OSC approves $30 million settlement with Katanga over financial misstatements and failure to disclose DRC risks
Reflecting the trend toward increasing monetary penalties, the Ontario Securities Commission (the “OSC”) accepted an eye-popping $30 million settlement payment in the Katanga Mining Limited (“Katanga”) matter.
On December 18, 2018, an OSC Panel approved a settlement with Katanga concerning misstatements in the company’s financial statements, as well as disclosure violations and internal controls failures in relation to its operations in the Democratic Republic of the Congo (the “DRC”). As part of the settlement agreement between Katanga, certain individual respondents, and the OSC (the “Settlement Agreement”), Katanga agreed to pay $28.5 million to the OSC to advance its investor protection mandate, plus a $1.5 million payment towards the costs of OSC Staff’s investigation, and to pay for an independent consultant approved by OSC Staff to conduct a review of the policies, procedures, and effectiveness of Katanga’s metals accounting.
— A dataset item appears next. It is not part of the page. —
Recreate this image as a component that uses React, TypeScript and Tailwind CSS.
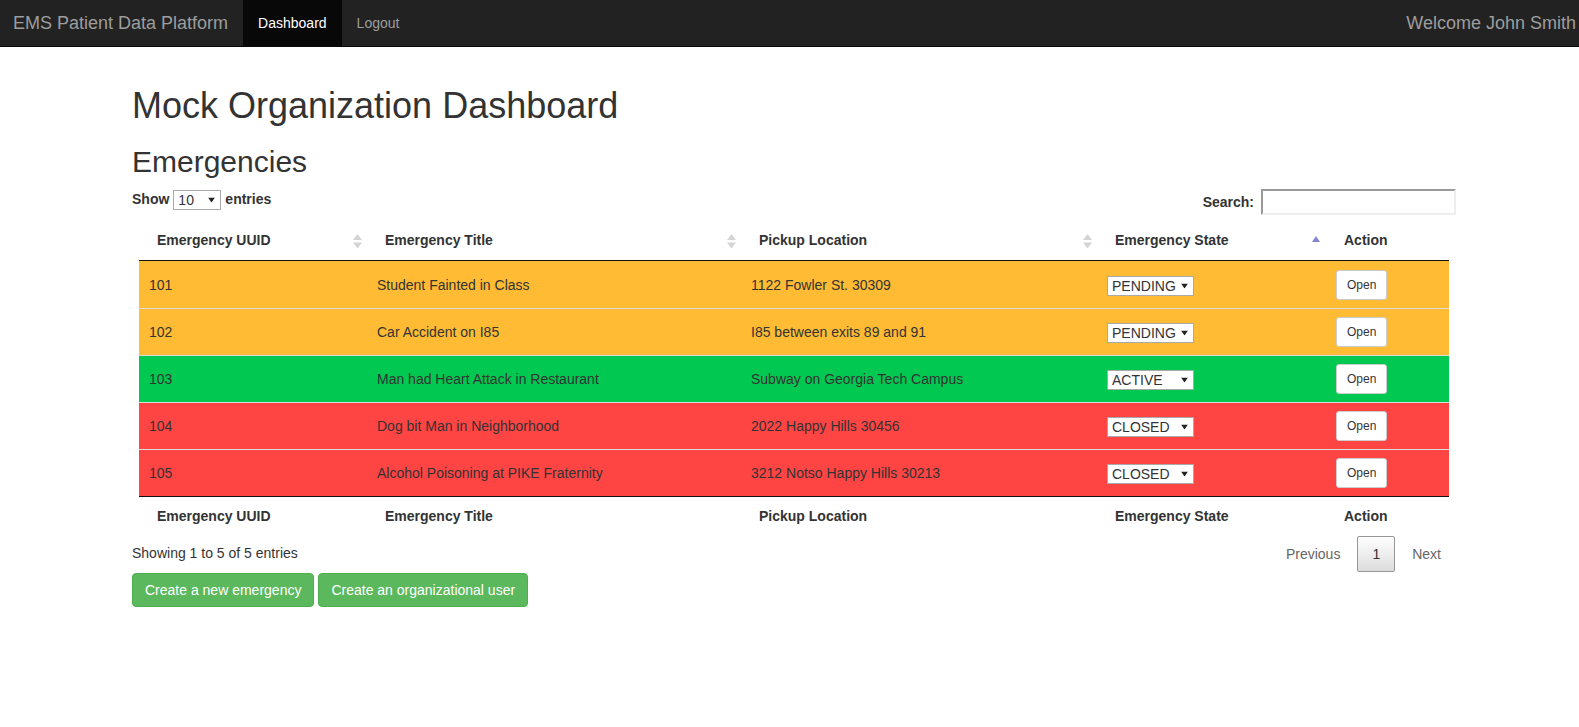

Katanga is a mining company with its principal operations in the DRC. Since 2009, Glencore plc (“Glencore”), an Anglo-Swiss multinational and one of the world’s largest commodities firms, has been Katanga’s majority shareholder. While Katanga was incorporated in Bermuda, it continued under the Yukon Business Corporations Act in 2011, and has its registered office in Whitehorse, Yukon and its head office in Zug, Switzerland. The company is a reporting issuer in Ontario and its shares are listed on the Toronto Stock Exchange.
In response to OSC Staff’s investigation, Katanga commenced an internal review led by its independent directors, which it announced on July 31, 2017.
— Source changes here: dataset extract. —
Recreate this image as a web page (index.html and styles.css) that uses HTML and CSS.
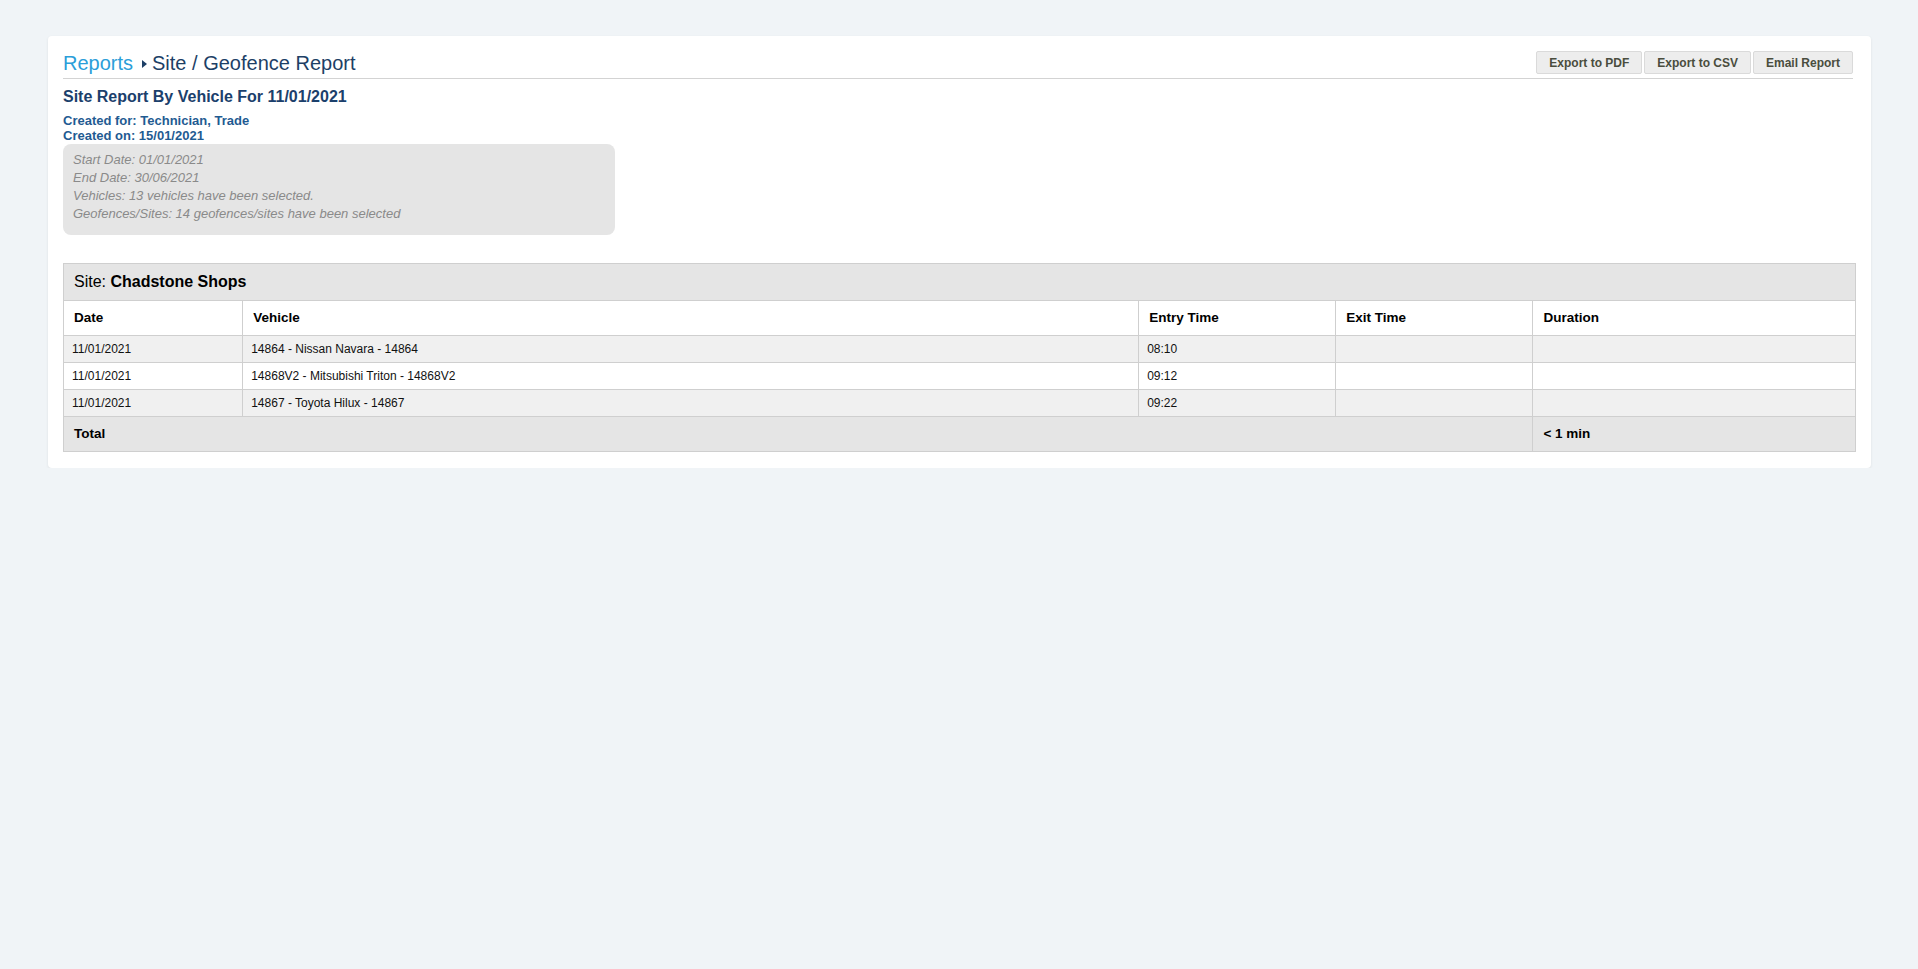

Subsequently, on November 20, 2017, Katanga issued a news release announcing, among other things: OSC Staff’s investigation; the conclusion of the internal review; and the restatement of Katanga’s 2016 annual and 2017 interim financial statements and related MD&A.
The OSC Settlement
In addition to the $30 million total payment in penalties and investigation costs to the OSC and the payment for an independent consultant, Katanga also agreed to certain facts laid out in the Settlement Agreement (the “Agreed Facts”).
As part of the Agreed Facts, Katanga admitted, among other things, that it:
- Overstated copper production and inventory stores and misstated its financial position and the results of its operations;
- Failed to maintain adequate disclosure controls and procedures and internal controls over financial reporting; and
- Failed to disclose material risks to its business, and in particular, the heightened risk of public sector corruption in the DRC and the extent of Katanga’s reliance on individuals and entities associated with Israeli businessman Dan Gertler (“Gertler Associates”), and the risk of an adverse impact of Katanga’s business should its relationship with Gertler Associates deteriorate or cease.
The Katanga settlement demonstrates that the regulator is focused on reporting issuers operating in emerging markets with elevated risks of public sector corruption such as the DRC. Companies operating in these countries should be on high alert to these risks, especially in regards to their activities concerning government relations and public officials. As discussed in a previous post, in October 2017, the Canadian government eliminated the exclusion of facilitation payments (sometimes called “grease payments”, which are made to expedite or secure the performance by a foreign public official of any act of a routine nature that is part of that official’s duties or function) from the bribery offence under the Corruption of Foreign Public Officials Act.
The context of the settlement highlights the need for reporting issuers to ensure that they have effective internal controls and a robust culture of corporate compliance.
Finally, the financial aspect of the settlement is notable for its particularly large size in comparison to monetary sanctions historically imposed by regulators. This reflects the trend toward larger monetary sanctions and underscores the importance of companies’ need to consider the reaction of capital market regulators when considering whether and when to self-report.
 Osler acted for one of the individual respondents.
 This admission was made solely by Katanga, and not the individual respondents.